* [Information provided]
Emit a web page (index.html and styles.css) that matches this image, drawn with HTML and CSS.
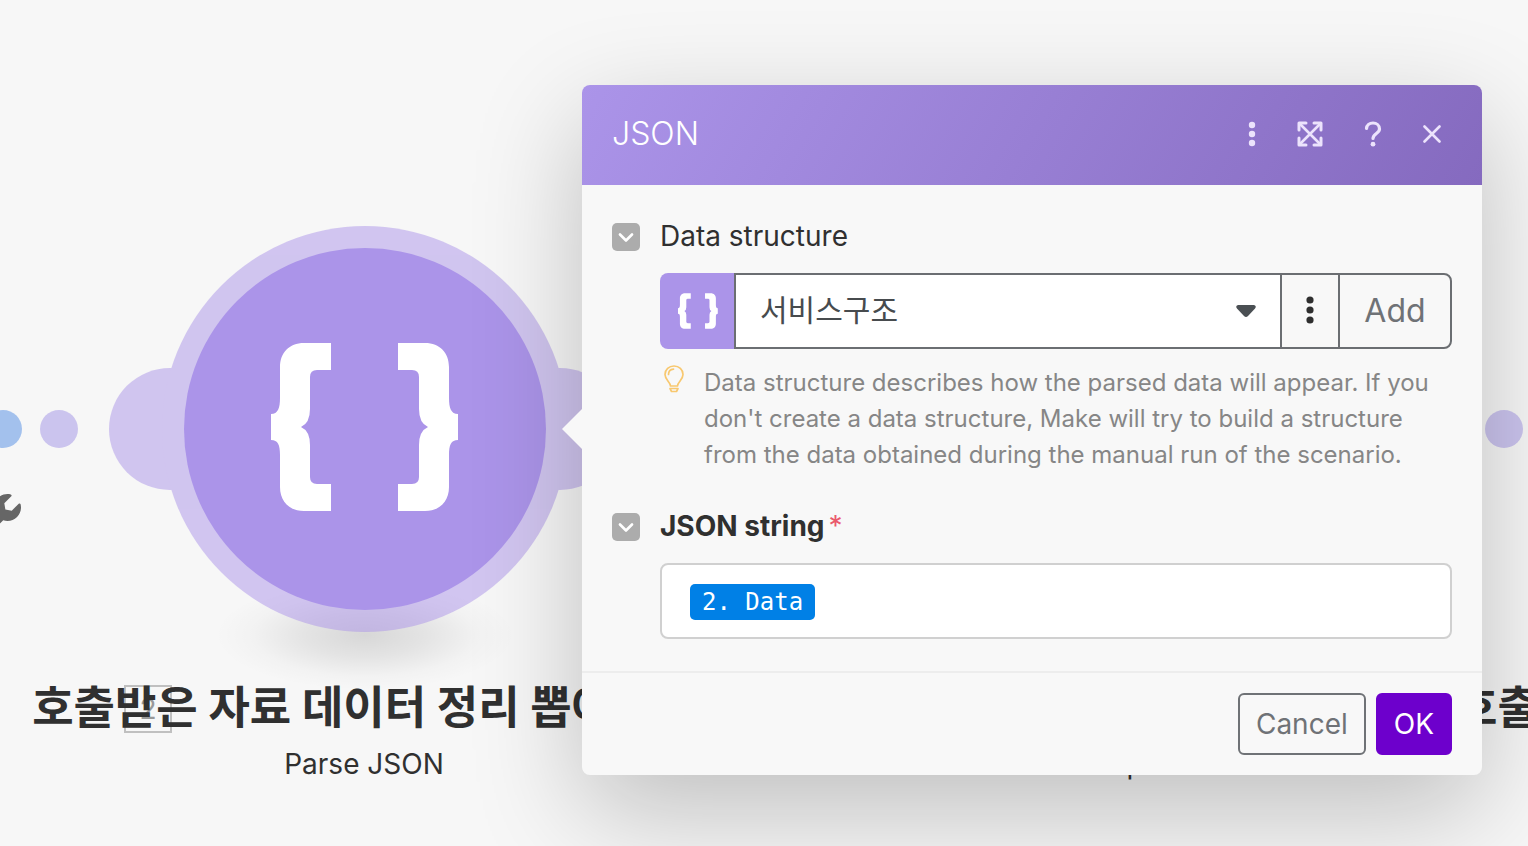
FILE: index.html
```html
<!DOCTYPE html>
<html lang="ko">
<head>
<meta charset="utf-8">
<meta name="viewport" content="width=device-width, initial-scale=1">
<title>JSON</title>
<link rel="stylesheet" href="styles.css">
</head>
<body>
<svg class="defs" aria-hidden="true">
  <symbol id="braces" viewBox="0 0 188 168">
    <path id="brace" d="M60 0V27H46Q39 27 39 34V66Q39 80 30 84Q39 88 39 102V134Q39 141 46 141H60V168H33C18 168 9 158 9 144V112C9 102 7 97 0 97V71C7 71 9 65 9 55V24C9 10 18 0 33 0Z"/>
    <use href="#brace" transform="translate(187 0) scale(-1 1)"/>
  </symbol>
</svg>

<main class="canvas">
  <span class="dot dot-blue"></span>
  <span class="dot dot-left"></span>
  <span class="dot dot-right"></span>
  <svg class="wrench" viewBox="0 0 512 512" aria-hidden="true"><path d="M507.73 109.1c-2.24-9.03-13.54-12.09-20.12-5.51l-74.36 74.36-67.88-11.31-11.31-67.88 74.36-74.36c6.62-6.62 3.43-17.9-5.66-20.16-47.38-11.74-99.55.91-136.58 37.93-39.64 39.64-50.55 97.1-34.05 147.2L18.74 402.76c-24.99 24.99-24.99 65.51 0 90.5 24.99 24.99 65.51 24.99 90.5 0l213.21-213.21c50.12 16.71 107.47 5.68 147.37-34.22 37.07-37.07 49.7-89.32 37.91-136.73z"/></svg>

  <div class="node-shadow"></div>
  <svg class="node" viewBox="0 0 512 406" role="img" aria-label="JSON module">
    <g class="node-ring">
      <circle cx="61" cy="203" r="61"/>
      <circle cx="451" cy="203" r="61"/>
      <circle cx="256" cy="203" r="203"/>
    </g>
    <circle class="node-core" cx="256" cy="203" r="181"/>
    <use class="node-braces" href="#braces" x="162" y="117" width="188" height="168"/>
  </svg>
  <span class="node-badge">2</span>
  <div class="node-label">
    <h2 class="node-title">호출받은 자료 데이터 정리 뽑아내기</h2>
    <p class="node-type">Parse JSON</p>
  </div>
  <p class="next-type">Set multiple variables</p>
  <h2 class="node-title next-title">호출</h2>

  <section class="dialog" role="dialog" aria-labelledby="dialog-title">
    <header class="dialog-head">
      <h1 class="dialog-title" id="dialog-title">JSON</h1>
      <div class="head-actions">
        <button class="head-btn" type="button" aria-label="More"><svg width="8" height="26" viewBox="0 0 8 26"><g fill="currentColor"><circle cx="4" cy="4" r="3.200"/><circle cx="4" cy="13" r="3.200"/><circle cx="4" cy="22" r="3.200"/></g></svg></button>
        <button class="head-btn" type="button" aria-label="Expand"><svg width="26" height="26" viewBox="0 0 26 26"><g fill="none" stroke="currentColor" stroke-linecap="round" stroke-linejoin="round"><path d="M2 9V2H9M17 2H24V9M24 17V24H17M9 24H2V17" stroke-width="3"/><path d="M3 3L23 23M23 3L3 23" stroke-width="2.600"/></g></svg></button>
        <button class="head-btn" type="button" aria-label="Help"><svg width="18" height="26" viewBox="0 0 18 26"><path d="M2.500 7.500C2.800 4 5.500 2 9 2S15.500 4.300 15.500 8C15.500 12.500 9 12.500 9 17.500" fill="none" stroke="currentColor" stroke-width="3.200" stroke-linecap="round"/><circle cx="9" cy="23.200" r="2.400" fill="currentColor"/></svg></button>
        <button class="head-btn" type="button" aria-label="Close"><svg width="18" height="18" viewBox="0 0 18 18"><path d="M1.500 1.500L16.500 16.500M16.500 1.500L1.500 16.500" fill="none" stroke="currentColor" stroke-width="2.600" stroke-linecap="round"/></svg></button>
      </div>
    </header>

    <form class="dialog-body">
      <div class="field">
        <button class="toggle" type="button" aria-label="Collapse Data structure"><svg width="16" height="10" viewBox="0 0 16 10"><path d="M2 2.500L8 8.500L14 2.500" fill="none" stroke="currentColor" stroke-width="2.600" stroke-linecap="round" stroke-linejoin="round"/></svg></button>
        <label class="field-label" for="structure">Data structure</label>
        <div class="field-main">
          <div class="picker">
            <span class="picker-icon"><svg width="40" height="36" aria-hidden="true"><use href="#braces"/></svg></span>
            <span class="picker-select">
              <select id="structure"><option>서비스구조</option></select>
              <svg class="caret" width="20" height="12" viewBox="0 0 20 12" aria-hidden="true"><path d="M2 0H18Q21 1 19 3.500L12 11Q10 13 8 11L1 3.500Q-1 1 2 0Z"/></svg>
            </span>
            <button class="picker-more" type="button" aria-label="More options"><svg width="8" height="28" viewBox="0 0 8 28"><g fill="currentColor"><circle cx="4" cy="4" r="3.600"/><circle cx="4" cy="14" r="3.600"/><circle cx="4" cy="24" r="3.600"/></g></svg></button>
            <button class="picker-add" type="button">Add</button>
          </div>
          <div class="hint">
            <svg class="bulb" width="20" height="28" viewBox="0 0 20 28" aria-hidden="true"><g fill="none" stroke="currentColor" stroke-width="1.700" stroke-linejoin="round" stroke-linecap="round"><path d="M6.500 21C6.500 17 1 15 1 9.500C1 4.500 5 1 10 1S19 4.500 19 9.500C19 15 13.500 17 13.500 21Z"/><path d="M4.500 9.500C4.500 6.500 6.500 4.500 9.500 4.200"/><path d="M6 23.500H14L12.500 26.500H7.500Z"/></g></svg>
            <p>Data structure describes how the parsed data will appear. If you don't create a data structure, Make will try to build a structure from the data obtained during the manual run of the scenario.</p>
          </div>
        </div>
      </div>

      <div class="field">
        <button class="toggle" type="button" aria-label="Collapse JSON string"><svg width="16" height="10" viewBox="0 0 16 10"><path d="M2 2.500L8 8.500L14 2.500" fill="none" stroke="currentColor" stroke-width="2.600" stroke-linecap="round" stroke-linejoin="round"/></svg></button>
        <label class="field-label field-label-strong" for="json-string">JSON string<span class="required">*</span></label>
        <div class="field-main token-box">
          <span class="token">2. Data</span>
          <input class="token-input" id="json-string" type="text">
        </div>
      </div>
    </form>

    <footer class="dialog-foot">
      <button class="btn" type="button">Cancel</button>
      <button class="btn btn-primary" type="button">OK</button>
    </footer>
  </section>
</main>
</body>
</html>
```

FILE: styles.css
```css
* {
  box-sizing: border-box;
}

body {
  margin: 0;
  background: #f7f7f7;
  color: #303030;
  font-family: Inter, "Noto Sans CJK KR", sans-serif;
}

h1,
h2,
p {
  margin: 0;
}

button,
input,
select {
  font: inherit;
  margin: 0;
}

button {
  display: inline-flex;
  align-items: center;
  justify-content: center;
  padding: 0;
  border: 0;
  background: none;
  cursor: pointer;
}

.defs {
  position: absolute;
  width: 0;
  height: 0;
}

/* Scenario canvas */
.canvas {
  position: relative;
  min-height: 100vh;
  overflow: hidden;
}

.dot {
  position: absolute;
  top: 410px;
  width: 38px;
  height: 38px;
  border-radius: 50%;
  background: #cbc4ee;
}

.dot-blue {
  left: -16px;
  background: #a3c1ed;
}

.dot-left {
  left: 40px;
}

.dot-right {
  left: 1485px;
}

.wrench {
  position: absolute;
  left: -27px;
  top: 494px;
  width: 48px;
  height: 48px;
  fill: #666;
}

.node-shadow {
  position: absolute;
  left: 215px;
  top: 580px;
  width: 300px;
  height: 110px;
  background: radial-gradient(closest-side, rgba(0, 0, 0, 0.13), rgba(0, 0, 0, 0.08) 40%, rgba(0, 0, 0, 0.02) 75%, transparent);
}

.node {
  position: absolute;
  left: 109px;
  top: 226px;
  width: 512px;
  height: 406px;
}

.node-ring {
  fill: #ab94e9;
  opacity: 0.5;
}

.node-core {
  fill: #ab94e9;
}

.node-braces {
  fill: #fff;
}

.node-badge {
  position: absolute;
  left: 124px;
  top: 685px;
  width: 48px;
  height: 48px;
  border: 2px solid #c0c0c0;
  color: #999;
  font-size: 28px;
  line-height: 44px;
  text-align: center;
}

.node-label {
  position: absolute;
  left: 28px;
  top: 676px;
  width: 672px;
  text-align: center;
}

.node-title {
  font-size: 45px;
  font-weight: 700;
  line-height: 64px;
  white-space: nowrap;
}

.node-type,
.next-type {
  font-size: 28px;
  line-height: 48px;
}

.next-type {
  position: absolute;
  left: 1011px;
  top: 740px;
}

.next-title {
  position: absolute;
  left: 1456px;
  top: 676px;
}

/* Module settings dialog */
.dialog {
  position: absolute;
  left: 582px;
  top: 85px;
  width: 900px;
  border-radius: 8px;
  background: #f8f8f8;
  box-shadow: 0 36px 110px rgba(0, 0, 0, 0.23);
}

.dialog::before {
  content: "";
  position: absolute;
  left: -20px;
  top: 324px;
  border: 20px solid transparent;
  border-left: 0;
  border-right-color: #f8f8f8;
}

.dialog-head {
  display: flex;
  align-items: center;
  justify-content: space-between;
  height: 100px;
  padding: 0 41px 3px 30px;
  border-radius: 8px 8px 0 0;
  background: linear-gradient(120deg, #ab94e9, #856abf);
  color: #fff;
}

.dialog-title {
  font-size: 32px;
  font-weight: 300;
}

.head-actions {
  display: flex;
  gap: 41px;
}

.head-btn {
  color: #ece3fc;
}

.dialog-body {
  display: grid;
  gap: 32px;
  padding: 30px 30px 32px;
}

.field {
  display: grid;
  grid-template-columns: 28px 1fr;
  column-gap: 20px;
  row-gap: 14px;
  align-items: center;
}

.toggle {
  width: 28px;
  height: 28px;
  border-radius: 5px;
  background: #acacac;
  color: #fff;
}

.field-label {
  padding-bottom: 2px;
  font-size: 28px;
  line-height: 42px;
}

.field-label-strong {
  font-weight: 700;
}

.required {
  margin-left: 4px;
  color: #ea5a6c;
  font-weight: 400;
}

.field-main {
  grid-column: 2;
}

.picker {
  display: flex;
  height: 76px;
  color: #6b6e72;
}

.picker-icon {
  display: flex;
  align-items: center;
  justify-content: center;
  width: 74px;
  padding-left: 2px;
  border-radius: 8px 0 0 8px;
  background: #ab94e9;
  fill: #fff;
}

.picker-select {
  position: relative;
  flex: 1;
}

.picker-select select {
  width: 100%;
  height: 100%;
  padding: 0 60px 2px 24px;
  border: 2px solid #6b6e72;
  border-right: 0;
  border-radius: 0;
  background: #fff;
  color: #474b4e;
  font-size: 30px;
  appearance: none;
}

.caret {
  position: absolute;
  right: 24px;
  top: 32px;
  fill: #4a4f53;
}

.picker-more {
  width: 58px;
  padding-bottom: 2px;
  border: 2px solid #6b6e72;
  border-right: 0;
  color: #2f2f2f;
}

.picker-add {
  width: 114px;
  padding-bottom: 2px;
  border: 2px solid #6b6e72;
  border-radius: 0 8px 8px 0;
  color: #6f7276;
  font-size: 32px;
}

.hint {
  display: flex;
  gap: 20px;
  padding: 16px 0 0 4px;
  color: #868686;
  font-size: 24px;
  line-height: 36px;
}

.bulb {
  flex: none;
  color: #f8c86f;
}

.token-box {
  display: flex;
  align-items: center;
  height: 76px;
  padding: 2px 28px 0;
  border: 2px solid #d0d0d0;
  border-radius: 8px;
  background: #fff;
}

.token {
  padding: 0 12px;
  border-radius: 5px;
  background: #0080e6;
  color: #fff;
  font-family: "DejaVu Sans Mono", monospace;
  font-size: 24px;
  line-height: 36px;
}

.token-input {
  flex: 1;
  min-width: 0;
  border: 0;
  outline: 0;
  background: none;
  font-size: 24px;
}

.dialog-foot {
  display: flex;
  justify-content: flex-end;
  gap: 10px;
  padding: 20px 30px;
  border-top: 2px solid #ededed;
}

.btn {
  height: 62px;
  padding: 0 16px;
  border: 2px solid #6f7276;
  border-radius: 6px;
  color: #6f7276;
  font-size: 28px;
}

.btn-primary {
  border-color: #6d00cc;
  background: #6d00cc;
  color: #fff;
}
```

* [What the task requires] Copy, from the material, each line that holds the string "styles".

* [Answer]
Emit a web page (index.html and styles.css) that matches this image, drawn with HTML and CSS.
<link rel="stylesheet" href="styles.css">
FILE: styles.css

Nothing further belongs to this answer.